I would rather look at a word that has related but drastically different meanings which are usually but not necessarily obvious from context. "Round", for example. It has one primary meaning, that of an adjective--"curved", which applies to a person, a ball, the hole that a square peg won't fit into. Then there are secondary meanings that derive from the sense of curvature but diverge further and further: "complete", or self-contained and tidied up, alluded to in "a round number" and "rounding off"; "a complete, self-enclosed unit of something", as a doctor's rounds, in which he visits every patient once; "a single instance of something", as a round of applause. There are at least forty definitions, and while they might be related, they aren't as obviously so as the meanings of "drive", and some of them are very far afield indeed, such as "thoroughly and angrily": "she berated him roundly for his insult."
If you know that "round" means "curved", and "a drink for each person at at the table" (You buy this round) and "a unit of game-play" (a round of golf), and I know these things but I know that it also means "a cut of beef" and "a musical composition in which voices singing the same melody enter at different times", then isn't my vocabulary bigger than yours? Even if we know exactly the same number of words, isn't it the case that someone who knows a larger set of the meanings of those words has a larger vocabulary?
I don't think vocabulary is a single thing; I think it's two different but related things.
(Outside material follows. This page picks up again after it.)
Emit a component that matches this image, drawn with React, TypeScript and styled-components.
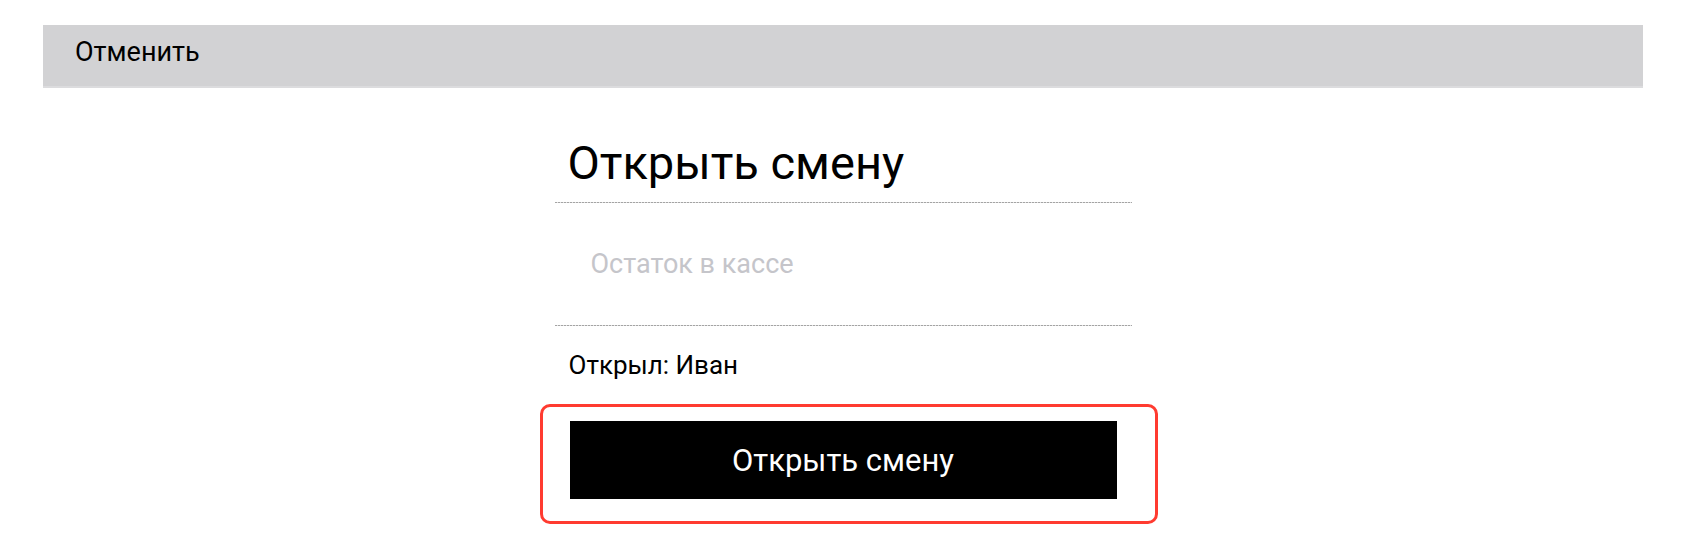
import React from 'react';
import styled, { createGlobalStyle } from 'styled-components';

const GlobalStyle = createGlobalStyle`
  body {
    margin: 0;
    background: #fff;
    font-family: Roboto, 'Liberation Sans', sans-serif;
    color: #000;
  }
`;

const Page = styled.div`
  width: 1600px;
  padding: 25px 0 0 43px;
`;

const TopBar = styled.div`
  height: 63px;
  box-sizing: border-box;
  padding: 11px 0 0 32px;
  background: #d2d2d4;
  border-bottom: 2px solid #dcdcde;
`;

const CancelButton = styled.button`
  padding: 0;
  border: none;
  background: none;
  font-family: inherit;
  font-size: 27px;
  color: #000;
  cursor: pointer;
`;

const Form = styled.div`
  width: 577px;
  margin: 0 auto;
  display: flex;
  flex-direction: column;
`;

const Title = styled.h1`
  margin: 48px 0 0;
  padding-left: 13px;
  font-size: 47px;
  font-weight: 400;
  line-height: 54px;
`;

const Divider = styled.div<{ $gap?: number }>`
  height: 1px;
  margin-top: ${({ $gap }) => $gap ?? 0}px;
  background: repeating-linear-gradient(
    to right,
    #a4a4a4 0,
    #a4a4a4 2px,
    #e2e2e2 2px,
    #e2e2e2 3px
  );
`;

const Field = styled.div`
  padding: 46px 0;
`;

const Input = styled.input`
  display: block;
  width: 100%;
  height: 30px;
  box-sizing: border-box;
  padding: 0 0 0 36px;
  border: none;
  outline: none;
  background: transparent;
  font-family: inherit;
  font-size: 27px;
  line-height: 30px;
  color: #000;

  &::placeholder {
    color: #c5c5ca;
  }
`;

const Caption = styled.p`
  margin: 24px 0 0;
  padding-left: 14px;
  font-size: 26px;
`;

const Highlight = styled.div`
  margin: 24px -26px 0 -15px;
  padding: 14px 38px 22px 27px;
  border: 3px solid #ff3b30;
  border-radius: 10px;
`;

const SubmitButton = styled.button`
  display: flex;
  align-items: center;
  justify-content: center;
  width: 100%;
  height: 78px;
  border: none;
  border-radius: 0;
  background: #000;
  color: #fff;
  font-family: inherit;
  font-size: 31px;
  cursor: pointer;
`;

export default function App() {
  return (
    <>
      <GlobalStyle />
      <Page>
        <TopBar>
          <CancelButton>Отменить</CancelButton>
        </TopBar>
        <Form>
          <Title>Открыть смену</Title>
          <Divider $gap={12} />
          <Field>
            <Input placeholder="Остаток в кассе" />
          </Field>
          <Divider />
          <Caption>Открыл: Иван</Caption>
          <Highlight>
            <SubmitButton>Открыть смену</SubmitButton>
          </Highlight>
        </Form>
      </Page>
    </>
  );
}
First, and most obviously, it's breadth of your knowledge of the language, the actual number of words that you know--In Butterfield's formulation, both "active vocabulary", or the words that you use on a daily basis (that list of a hundred words mentioned above, and a few thousand nouns, verbs, and adjectives), and "passive vocabulary", the words that you know and can presumably define, but that don't generally make it into your everyday speech and writing, such as "supernumerary" and "Manichaean". Second, vocabulary is the depth of your knowledge of these words: if you know that "fix" means not only "to repair; to mend", but also "to prepare" (to fix dinner) and "to make permanent" (to fix a photograph) and "to castrate" (get your dog fixed) and "a dose of narcotic" and "a thorough understanding" (a fix on the situation), then your vocabulary is deeper than that of someone who knows only one or two of these meanings.
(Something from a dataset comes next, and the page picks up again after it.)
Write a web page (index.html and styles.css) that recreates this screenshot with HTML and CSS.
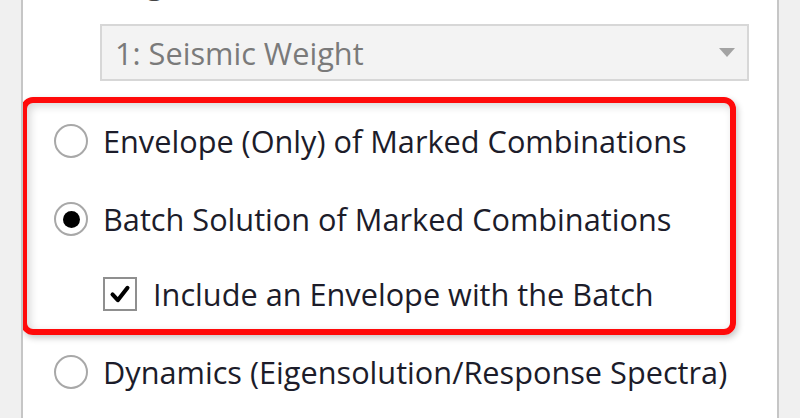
FILE: index.html
```html
<!DOCTYPE html>
<html lang="en">
<head>
    <meta charset="UTF-8">
    <title>Analysis Options</title>
    <link rel="stylesheet" href="styles.css">
</head>
<body>
    <div class="panel">
        <div class="group-label">Using</div>

        <div class="select">
            <span class="select-text">1: Seismic Weight</span>
            <span class="select-arrow"></span>
        </div>

        <div class="highlight">
            <div class="option row-first">
                <span class="radio"></span>
                <span class="option-text">Envelope (Only) of Marked Combinations</span>
            </div>
            <div class="option row-second">
                <span class="radio checked"></span>
                <span class="option-text">Batch Solution of Marked Combinations</span>
            </div>
            <div class="option row-check">
                <span class="checkbox">
                    <svg viewBox="0 0 34 34" width="34" height="34">
                        <path d="M8.5 17.5 L14.5 24 L25.5 10" fill="none" stroke="#000" stroke-width="4.6" stroke-linecap="round" stroke-linejoin="round"/>
                    </svg>
                </span>
                <span class="option-text">Include an Envelope with the Batch</span>
            </div>
        </div>

        <div class="option row-last">
            <span class="radio"></span>
            <span class="option-text">Dynamics (Eigensolution/Response Spectra)</span>
        </div>
    </div>
</body>
</html>
```

FILE: styles.css
```css
:root {
    --text-color: #1c1c2a;
    --muted-text: #7a7a7a;
    --panel-line: #c6c6c6;
    --control-border: #a8a8a8;
    --mark-red: #ff0a0a;
    --ui-font-size: 30.7px;
}

* {
    margin: 0;
    padding: 0;
    box-sizing: border-box;
}

body {
    background-color: #f0f0f0;
    font-family: 'Open Sans', 'Noto Sans', sans-serif;
    color: var(--text-color);
    overflow: hidden;
}

.panel {
    margin: 0 21px;
    height: 418px;
    overflow: hidden;
    background-color: white;
    border-left: 2px solid var(--panel-line);
    border-right: 2px solid var(--panel-line);
}

/* label above the dropdown, scrolled mostly out of view */
.group-label {
    height: 30px;
    margin-top: -30px;
    padding-left: 60px;
    font-size: var(--ui-font-size);
    line-height: 24px;
    color: #444;
}

.select {
    display: flex;
    align-items: center;
    justify-content: space-between;
    margin: 24px 0 0 77px;
    width: 649px;
    height: 57px;
    padding: 0 12px 0 13px;
    background-color: #f3f3f3;
    border: 2px solid #d7d7d7;
}

.select-text {
    font-size: var(--ui-font-size);
    color: var(--muted-text);
}

.select-arrow {
    width: 0;
    height: 0;
    border-left: 8px solid transparent;
    border-right: 8px solid transparent;
    border-top: 9px solid #a3a3a3;
}

.highlight {
    margin: 16px 0 0 -2px;
    width: 715px;
    height: 238px;
    border: 6px solid var(--mark-red);
    border-radius: 12px;
    box-shadow: inset 3px 3px 8px rgba(0,0,0,0.16), 2px 3px 6px rgba(0,0,0,0.22);
}

.option {
    display: flex;
    align-items: center;
    font-size: var(--ui-font-size);
}

.row-first {
    height: 76px;
    padding-left: 27px;
}

.row-second {
    height: 80px;
    padding-left: 27px;
}

.row-check {
    height: 70px;
    padding-left: 76px;
}

.row-last {
    height: 74px;
    padding-left: 31px;
}

.radio {
    flex: none;
    width: 34px;
    height: 34px;
    margin-right: 15px;
    border: 2px solid var(--control-border);
    border-radius: 50%;
    background-color: white;
    display: flex;
    align-items: center;
    justify-content: center;
}

.radio.checked::after {
    content: '';
    width: 17px;
    height: 17px;
    border-radius: 50%;
    background-color: #000;
}

.checkbox {
    flex: none;
    width: 34px;
    height: 34px;
    margin-right: 16px;
    border: 2px solid #8f8f8f;
    background-color: white;
    display: flex;
    align-items: center;
    justify-content: center;
}

.checkbox svg {
    display: block;
}
```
A good Scrabble player is likely to have a very broad vocabulary, because you can't play the game well unless you know a lot of words, but little depth, because depth isn't necessary to play the game: the meanings are irrelevant as long as you know for certain that the words exist and are allowable under the rules. You don't need to know what "beziques" means in order to get 392 points (the highest possible single-turn score) by playing it. (It's the plural of "bezique", a trick-taking card game, in case you wanted to know.)
You also need to combine the two qualities to master the language: the ability to use a large vocabulary deftly and accurately, to be able to navigate all the fine and minute variations between the endless synonyms in English. If you're trying to describe a large person, it's not much use have twenty terms at your disposal if you don't know that "voluptuous" is a complement and "elephantine" isn't, that "Rubenesque" refers to women and "burly" to men, which is why a thesaurus is such a peril--worse than useless--to the undiscerning writer.
*The list isn't definitive, of course. Other sources suggest other rankings: this one says that "of" is the second most common word, relegating "to be" to seventh place. The list also refers to written English: I recall having read that the most common word in spoken English is "I", which would not surprise me, but I can't find a citation, so consider it anecdotal at best.